I have attempted the following 3 pieces of code that I have written, but it does not working
# Using a for loop
res <- list()
for (i in names(df)) {
res[i] <- countsbyvars(i)
Error in `group_by()`:
! Must group by variables found in `.data`.
✖ Column `i` is not found.
}
# Using lapply to loop
lapply(df, countsbyvars(names(df)))
Error in `group_by()`:
ℹ In argument: `names(df)`.
Caused by error:
! `names(df)` must be size 0 or 1, not 317.

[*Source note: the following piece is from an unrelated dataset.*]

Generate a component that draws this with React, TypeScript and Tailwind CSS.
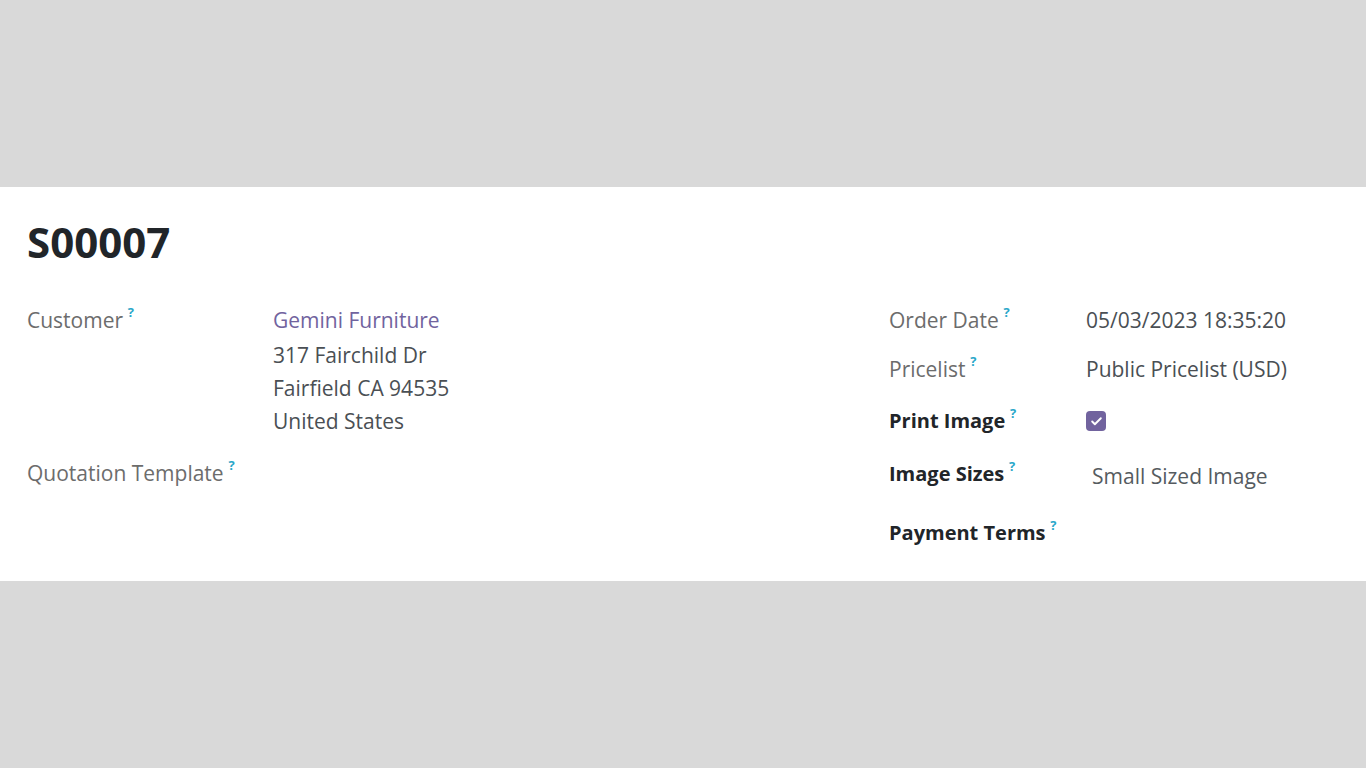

# Not sure how to use the across() function without hardcoding the column name
The end result would be something like this:
[[1]]
male | 2 | 50%
female | 2 | 50%
[[2]]
1 | 2 | 66.666666%
3 | 1 | 33.333333%
[[3]]
3 | 1 |33.33333%
4 | 1 | 33.33333%
5 | 1 | 33.33333%
[[4]]
2 | 2 | 50%
3 | 2 | 50%
v3
Probably increases performance:
lapply(names(df), \(i) {
a = table(df[[i]]) |> as.data.frame()
names(a)[1L] = i; x = sum(a$Freq)
a$Perc = sprintf("%.2f%%", 100L * a$Freq / x); a })
v2
Create tables with table
and prop.table
, combine to data.frame
, and "setNames
" in one lapply
call:
lapply(seq_along(df), \(i) {
a = table(df[[i]])
b = sprintf("%.2f%%", round(prop.table(a), 4L)*100L)
setNames(data.frame(a, b), c(names(df)[i], "Freq", "Perc")) })
#> [[1]]
#> gender Freq Perc
#> 1 female 2 50.00%
#> 2 male 2 50.00%
#>
#> [[2]]
#> score1 Freq Perc
#> 1 1 2 66.67%
#> 2 3 1 33.33%
#>
#> [[3]]
#> score2 Freq Perc
#> 1 3 1 33.33%
#> 2 4 1 33.33%
#> 3 5 1 33.33%
#>
#> [[4]]
#> score3 Freq Perc
#> 1 2 2 50.00%
#> 2 3 2 50.00%
df <- data.frame(gender = c("male", "female", "", "male", "female"),
score1 = c(1, 1, NA, NA, 3),
score2 = c(NA, NA, 3, 4, 5),
score3 = c(2, 2, 3, 3, NA))
df[df == ""] = NA